On Monday, assistant managing editor David Sullivan sent the Philadelphia Media Network newsroom an email regarding a stylebook update:
The news organization, which comprises the Inquirer, Daily News and Philly.com, will no longer use the word “addict” to describe an individual who is addicted to alcohol, drugs, or other scheduled or illegal substances.
Instead, the update directed, editorial staff should use person-first language, such as a person “who is addicted to heroin” or a person “in (or with) addiction.”
It’s time for all other news outlets to follow suit.
As an individual who teaches a journalism course on addiction reporting — and has been called by the news media a “recovering addict” (when I’ve never referred to myself as such) — I believe my credentials qualify me to say this.
Newsrooms: We’ve been patient with you while you’ve pleaded ignorance, but we’ve come to the point where enough is enough.
Calling an individual an “addict” despite all of the negative baggage associated with the word neither abides by the Society of Professional Journalists’ Code of Ethics (because it causes harm), nor does it consider language recommended by the American Medical Association, the American Society of Addiction Medicine, the International Society of Addiction Journal Editors, the American Psychological Association or the American Psychiatric Association.
In a sense, by communicating information using inaccurate, outdated language, if you use that phrasing in your reporting, you’re not doing your job properly.
The push for a shift in wording was endorsed by the nation’s highest-ranking drug policy officials last year.
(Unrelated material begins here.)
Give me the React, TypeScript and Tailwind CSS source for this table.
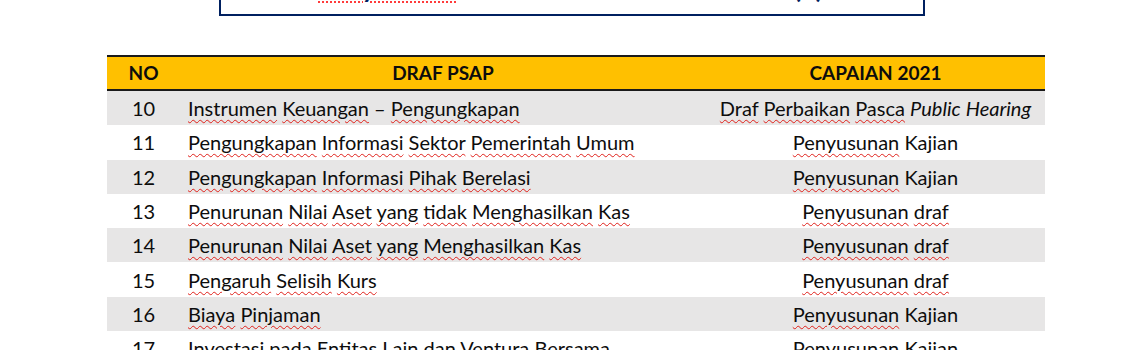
import React from "react";

type Cell = { text: string; mark?: boolean; italic?: boolean };

const w = (s: string): Cell[] => s.split(" ").map((t) => ({ text: t, mark: true }));

const rows: { no: number; draf: Cell[]; capaian: Cell[] }[] = [
  {
    no: 10,
    draf: [
      { text: "Instrumen", mark: true },
      { text: "Keuangan", mark: true },
      { text: "–" },
      { text: "Pengungkapan", mark: true },
    ],
    capaian: [
      { text: "Draf", mark: true },
      { text: "Perbaikan", mark: true },
      { text: "Pasca", mark: true },
      { text: "Public", italic: true },
      { text: "Hearing", italic: true },
    ],
  },
  { no: 11, draf: w("Pengungkapan Informasi Sektor Pemerintah Umum"), capaian: [{ text: "Penyusunan", mark: true }, { text: "Kajian" }] },
  { no: 12, draf: w("Pengungkapan Informasi Pihak Berelasi"), capaian: [{ text: "Penyusunan", mark: true }, { text: "Kajian" }] },
  { no: 13, draf: w("Penurunan Nilai Aset yang tidak Menghasilkan Kas"), capaian: w("Penyusunan draf") },
  { no: 14, draf: w("Penurunan Nilai Aset yang Menghasilkan Kas"), capaian: w("Penyusunan draf") },
  { no: 15, draf: w("Pengaruh Selisih Kurs"), capaian: w("Penyusunan draf") },
  { no: 16, draf: w("Biaya Pinjaman"), capaian: [{ text: "Penyusunan", mark: true }, { text: "Kajian" }] },
  { no: 17, draf: w("Investasi pada Entitas Lain dan Ventura Bersama"), capaian: [{ text: "Penyusunan", mark: true }, { text: "Kajian" }] },
];

function Words({ cells }: { cells: Cell[] }) {
  return (
    <>
      {cells.map((c, i) => (
        <React.Fragment key={i}>
          {i > 0 && " "}
          <span
            className={
              (c.mark ? "underline decoration-wavy decoration-[#e0201a] decoration-1 underline-offset-[3px] " : "") +
              (c.italic ? "italic" : "")
            }
          >
            {c.text}
          </span>
        </React.Fragment>
      ))}
    </>
  );
}

export default function App() {
  return (
    <div className="w-[1138px] h-[350px] bg-white overflow-hidden font-['Lato',sans-serif] text-[#0d0d0d]">
      {/* title box, mostly scrolled off the top */}
      <div className="ml-[219px] w-[706px] h-[60px] -mt-[44px] border-2 border-[#002060] flex items-end pb-[13px] text-[#002060] font-bold text-[26px] leading-none">
        <span className="ml-[97px] underline decoration-dotted decoration-[#ff3b3b] decoration-2 underline-offset-[3px]">
          Penyusunan
        </span>
        <span className="ml-[8px]">Standar Akuntansi Tahun 2021</span>
        <span className="ml-auto mr-[100px]">(1)</span>
      </div>

      {/* table */}
      <div className="ml-[107px] mt-[39px] w-[938px]">
        <div className="grid grid-cols-[73px_526px_339px] h-[36px] bg-[#ffc000] border-y-2 border-[#1a1a1a] font-bold text-[19px] items-center text-center">
          <div>NO</div>
          <div>DRAF PSAP</div>
          <div>CAPAIAN 2021</div>
        </div>
        {rows.map((r, i) => (
          <div
            key={r.no}
            className={
              "grid grid-cols-[73px_526px_339px] h-[34.3px] items-center text-[20px] whitespace-nowrap " +
              (i % 2 === 0 ? "bg-[#e7e6e6]" : "bg-white")
            }
          >
            <div className="text-center">{r.no}</div>
            <div className="pl-[8px]">
              <Words cells={r.draf} />
            </div>
            <div className="text-center">
              <Words cells={r.capaian} />
            </div>
          </div>
        ))}
      </div>
    </div>
  );
}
In January 2017, Michael Botticelli, the former director of the Office of National Drug Control Policy, released a memo to executive departments and agencies called Changing the Language of Addiction. In that memo, he encouraged them to shift to person-first phrases, such as “person with a substance use disorder” and “person in recovery.” Botticelli’s memo cited a study from 2010 that found that even highly trained clinicians were more likely to negatively judge and penalize individuals described as “substance abusers,” than they were “people with substance use disorder.”
That memo and research inspired the Associated Press to update their famous stylebook’s addiction entry. AP style no longer recommends the words “addict” or “abuse,” and also suggests users avoid words like “addict,” “alcoholic,” “abuser” and “abuse.”
Some local Philadelphia outlets, including WHYY, adjusted their internal stylebooks to match immediately following this change. It’s great that PMN has finally come to the same realization.
Of note, the updated AP listing is more extensive than PMN’s. It contains a mention that there is, in fact, a difference between addiction and dependence. So if you’re running a headline that describes babies as addicted, well, that headline is actually not true — they’re dependent. But I suppose that’s a whole different fight.